## Direction
Give back every line exactly as it appears, pictures excluded.

▬▬▬▬▬▬▬▬▬▬

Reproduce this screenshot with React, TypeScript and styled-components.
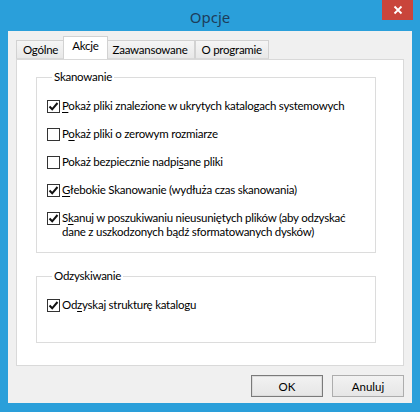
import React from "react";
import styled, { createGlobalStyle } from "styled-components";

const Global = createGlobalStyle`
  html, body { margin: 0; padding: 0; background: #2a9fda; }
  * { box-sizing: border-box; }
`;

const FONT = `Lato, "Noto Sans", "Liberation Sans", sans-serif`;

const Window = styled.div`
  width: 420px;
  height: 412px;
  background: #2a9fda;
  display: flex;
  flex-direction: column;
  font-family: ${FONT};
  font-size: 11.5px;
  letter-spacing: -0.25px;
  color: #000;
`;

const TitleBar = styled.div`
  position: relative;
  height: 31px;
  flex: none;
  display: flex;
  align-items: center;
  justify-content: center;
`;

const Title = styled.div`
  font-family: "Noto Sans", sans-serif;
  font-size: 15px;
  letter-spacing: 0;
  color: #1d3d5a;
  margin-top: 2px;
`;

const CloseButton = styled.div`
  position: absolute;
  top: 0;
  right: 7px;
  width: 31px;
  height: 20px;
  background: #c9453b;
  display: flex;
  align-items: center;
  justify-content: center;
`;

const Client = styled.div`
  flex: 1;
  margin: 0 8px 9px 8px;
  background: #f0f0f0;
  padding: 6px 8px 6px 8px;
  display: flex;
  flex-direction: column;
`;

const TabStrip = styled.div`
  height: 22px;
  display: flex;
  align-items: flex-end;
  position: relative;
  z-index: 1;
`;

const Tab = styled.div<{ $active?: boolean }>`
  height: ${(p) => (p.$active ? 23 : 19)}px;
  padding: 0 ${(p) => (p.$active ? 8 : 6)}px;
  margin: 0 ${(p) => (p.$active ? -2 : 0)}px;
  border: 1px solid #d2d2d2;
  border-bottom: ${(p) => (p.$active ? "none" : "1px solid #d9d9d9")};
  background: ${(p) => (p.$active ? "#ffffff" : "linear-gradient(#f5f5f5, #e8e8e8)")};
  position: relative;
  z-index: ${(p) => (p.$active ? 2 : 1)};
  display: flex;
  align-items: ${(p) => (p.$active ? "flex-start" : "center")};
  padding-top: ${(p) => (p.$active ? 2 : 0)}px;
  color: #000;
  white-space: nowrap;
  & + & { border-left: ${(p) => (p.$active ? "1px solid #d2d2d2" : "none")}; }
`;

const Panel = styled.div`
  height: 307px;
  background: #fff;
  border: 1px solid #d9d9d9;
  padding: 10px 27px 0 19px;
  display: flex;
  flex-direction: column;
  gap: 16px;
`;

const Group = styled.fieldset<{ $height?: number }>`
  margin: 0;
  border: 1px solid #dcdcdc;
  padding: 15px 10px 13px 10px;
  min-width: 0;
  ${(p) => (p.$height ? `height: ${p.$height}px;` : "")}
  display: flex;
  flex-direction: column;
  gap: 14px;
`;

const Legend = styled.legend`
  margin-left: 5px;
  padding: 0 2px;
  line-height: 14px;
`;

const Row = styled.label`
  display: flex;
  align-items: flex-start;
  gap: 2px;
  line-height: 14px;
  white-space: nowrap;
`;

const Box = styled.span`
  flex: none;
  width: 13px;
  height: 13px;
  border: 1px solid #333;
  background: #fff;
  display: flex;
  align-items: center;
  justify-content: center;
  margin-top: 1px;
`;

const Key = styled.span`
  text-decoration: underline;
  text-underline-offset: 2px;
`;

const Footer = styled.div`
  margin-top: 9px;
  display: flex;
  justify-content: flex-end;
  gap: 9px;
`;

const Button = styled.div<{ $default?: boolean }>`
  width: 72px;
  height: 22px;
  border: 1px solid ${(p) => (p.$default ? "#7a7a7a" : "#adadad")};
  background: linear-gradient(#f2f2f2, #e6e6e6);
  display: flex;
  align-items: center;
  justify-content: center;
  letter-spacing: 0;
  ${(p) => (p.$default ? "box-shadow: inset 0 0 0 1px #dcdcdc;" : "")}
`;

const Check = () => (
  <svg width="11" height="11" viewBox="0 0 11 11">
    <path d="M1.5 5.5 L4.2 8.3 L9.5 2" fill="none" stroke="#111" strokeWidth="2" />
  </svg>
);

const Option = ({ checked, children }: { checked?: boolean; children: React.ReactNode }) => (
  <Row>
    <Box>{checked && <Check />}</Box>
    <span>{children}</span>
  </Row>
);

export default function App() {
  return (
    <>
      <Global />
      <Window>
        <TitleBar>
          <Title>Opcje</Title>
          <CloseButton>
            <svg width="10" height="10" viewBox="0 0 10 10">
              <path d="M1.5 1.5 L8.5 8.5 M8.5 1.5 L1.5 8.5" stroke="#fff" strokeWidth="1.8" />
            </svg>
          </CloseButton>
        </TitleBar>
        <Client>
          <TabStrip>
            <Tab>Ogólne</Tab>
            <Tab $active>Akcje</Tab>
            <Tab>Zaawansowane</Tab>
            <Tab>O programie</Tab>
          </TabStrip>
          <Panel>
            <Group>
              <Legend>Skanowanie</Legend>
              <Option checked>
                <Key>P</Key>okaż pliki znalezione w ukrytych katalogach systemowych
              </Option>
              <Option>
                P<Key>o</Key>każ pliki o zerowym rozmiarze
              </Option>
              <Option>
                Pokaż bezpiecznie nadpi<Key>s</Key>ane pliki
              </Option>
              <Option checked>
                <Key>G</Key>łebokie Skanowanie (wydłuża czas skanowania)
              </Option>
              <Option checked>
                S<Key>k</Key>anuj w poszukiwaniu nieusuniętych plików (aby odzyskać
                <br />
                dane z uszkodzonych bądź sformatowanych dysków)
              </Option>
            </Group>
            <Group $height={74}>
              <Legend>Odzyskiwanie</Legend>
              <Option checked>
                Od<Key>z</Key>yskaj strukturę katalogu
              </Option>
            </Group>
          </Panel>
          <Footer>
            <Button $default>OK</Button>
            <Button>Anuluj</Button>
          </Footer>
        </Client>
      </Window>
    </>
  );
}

▬▬▬▬▬▬▬▬▬▬

## The reply
Reproduce this screenshot with React, TypeScript and styled-components.
import React from "react";
import styled, { createGlobalStyle } from "styled-components";

const Global = createGlobalStyle`
  html, body { margin: 0; padding: 0; background: #2a9fda; }
  * { box-sizing: border-box; }
`;

const FONT = `Lato, "Noto Sans", "Liberation Sans", sans-serif`;

const Window = styled.div`
  width: 420px;
  height: 412px;
  background: #2a9fda;
  display: flex;
  flex-direction: column;
  font-family: ${FONT};
  font-size: 11.5px;
  letter-spacing: -0.25px;
  color: #000;
`;

const TitleBar = styled.div`
  position: relative;
  height: 31px;
  flex: none;
  display: flex;
  align-items: center;
  justify-content: center;
`;

const Title = styled.div`
  font-family: "Noto Sans", sans-serif;
  font-size: 15px;
  letter-spacing: 0;
  color: #1d3d5a;
  margin-top: 2px;
`;

const CloseButton = styled.div`
  position: absolute;
  top: 0;
  right: 7px;
  width: 31px;
  height: 20px;
  background: #c9453b;
  display: flex;
  align-items: center;
  justify-content: center;
`;

const Client = styled.div`
  flex: 1;
  margin: 0 8px 9px 8px;
  background: #f0f0f0;
  padding: 6px 8px 6px 8px;
  display: flex;
  flex-direction: column;
`;

const TabStrip = styled.div`
  height: 22px;
  display: flex;
  align-items: flex-end;
  position: relative;
  z-index: 1;
`;

const Tab = styled.div<{ $active?: boolean }>`
  height: ${(p) => (p.$active ? 23 : 19)}px;
  padding: 0 ${(p) => (p.$active ? 8 : 6)}px;
  margin: 0 ${(p) => (p.$active ? -2 : 0)}px;
  border: 1px solid #d2d2d2;
  border-bottom: ${(p) => (p.$active ? "none" : "1px solid #d9d9d9")};
  background: ${(p) => (p.$active ? "#ffffff" : "linear-gradient(#f5f5f5, #e8e8e8)")};
  position: relative;
  z-index: ${(p) => (p.$active ? 2 : 1)};
  display: flex;
  align-items: ${(p) => (p.$active ? "flex-start" : "center")};
  padding-top: ${(p) => (p.$active ? 2 : 0)}px;
  color: #000;
  white-space: nowrap;
  & + & { border-left: ${(p) => (p.$active ? "1px solid #d2d2d2" : "none")}; }
`;

const Panel = styled.div`
  height: 307px;
  background: #fff;
  border: 1px solid #d9d9d9;
  padding: 10px 27px 0 19px;
  display: flex;
  flex-direction: column;
  gap: 16px;
`;

const Group = styled.fieldset<{ $height?: number }>`
  margin: 0;
  border: 1px solid #dcdcdc;
  padding: 15px 10px 13px 10px;
  min-width: 0;
  ${(p) => (p.$height ? `height: ${p.$height}px;` : "")}
  display: flex;
  flex-direction: column;
  gap: 14px;
`;

const Legend = styled.legend`
  margin-left: 5px;
  padding: 0 2px;
  line-height: 14px;
`;

const Row = styled.label`
  display: flex;
  align-items: flex-start;
  gap: 2px;
  line-height: 14px;
  white-space: nowrap;
`;

const Box = styled.span`
  flex: none;
  width: 13px;
  height: 13px;
  border: 1px solid #333;
  background: #fff;
  display: flex;
  align-items: center;
  justify-content: center;
  margin-top: 1px;
`;

const Key = styled.span`
  text-decoration: underline;
  text-underline-offset: 2px;
`;

const Footer = styled.div`
  margin-top: 9px;
  display: flex;
  justify-content: flex-end;
  gap: 9px;
`;

const Button = styled.div<{ $default?: boolean }>`
  width: 72px;
  height: 22px;
  border: 1px solid ${(p) => (p.$default ? "#7a7a7a" : "#adadad")};
  background: linear-gradient(#f2f2f2, #e6e6e6);
  display: flex;
  align-items: center;
  justify-content: center;
  letter-spacing: 0;
  ${(p) => (p.$default ? "box-shadow: inset 0 0 0 1px #dcdcdc;" : "")}
`;

const Check = () => (
  <svg width="11" height="11" viewBox="0 0 11 11">
    <path d="M1.5 5.5 L4.2 8.3 L9.5 2" fill="none" stroke="#111" strokeWidth="2" />
  </svg>
);

const Option = ({ checked, children }: { checked?: boolean; children: React.ReactNode }) => (
  <Row>
    <Box>{checked && <Check />}</Box>
    <span>{children}</span>
  </Row>
);

export default function App() {
  return (
    <>
      <Global />
      <Window>
        <TitleBar>
          <Title>Opcje</Title>
          <CloseButton>
            <svg width="10" height="10" viewBox="0 0 10 10">
              <path d="M1.5 1.5 L8.5 8.5 M8.5 1.5 L1.5 8.5" stroke="#fff" strokeWidth="1.8" />
            </svg>
          </CloseButton>
        </TitleBar>
        <Client>
          <TabStrip>
            <Tab>Ogólne</Tab>
            <Tab $active>Akcje</Tab>
            <Tab>Zaawansowane</Tab>
            <Tab>O programie</Tab>
          </TabStrip>
          <Panel>
            <Group>
              <Legend>Skanowanie</Legend>
              <Option checked>
                <Key>P</Key>okaż pliki znalezione w ukrytych katalogach systemowych
              </Option>
              <Option>
                P<Key>o</Key>każ pliki o zerowym rozmiarze
              </Option>
              <Option>
                Pokaż bezpiecznie nadpi<Key>s</Key>ane pliki
              </Option>
              <Option checked>
                <Key>G</Key>łebokie Skanowanie (wydłuża czas skanowania)
              </Option>
              <Option checked>
                S<Key>k</Key>anuj w poszukiwaniu nieusuniętych plików (aby odzyskać
                <br />
                dane z uszkodzonych bądź sformatowanych dysków)
              </Option>
            </Group>
            <Group $height={74}>
              <Legend>Odzyskiwanie</Legend>
              <Option checked>
                Od<Key>z</Key>yskaj strukturę katalogu
              </Option>
            </Group>
          </Panel>
          <Footer>
            <Button $default>OK</Button>
            <Button>Anuluj</Button>
          </Footer>
        </Client>
      </Window>
    </>
  );
}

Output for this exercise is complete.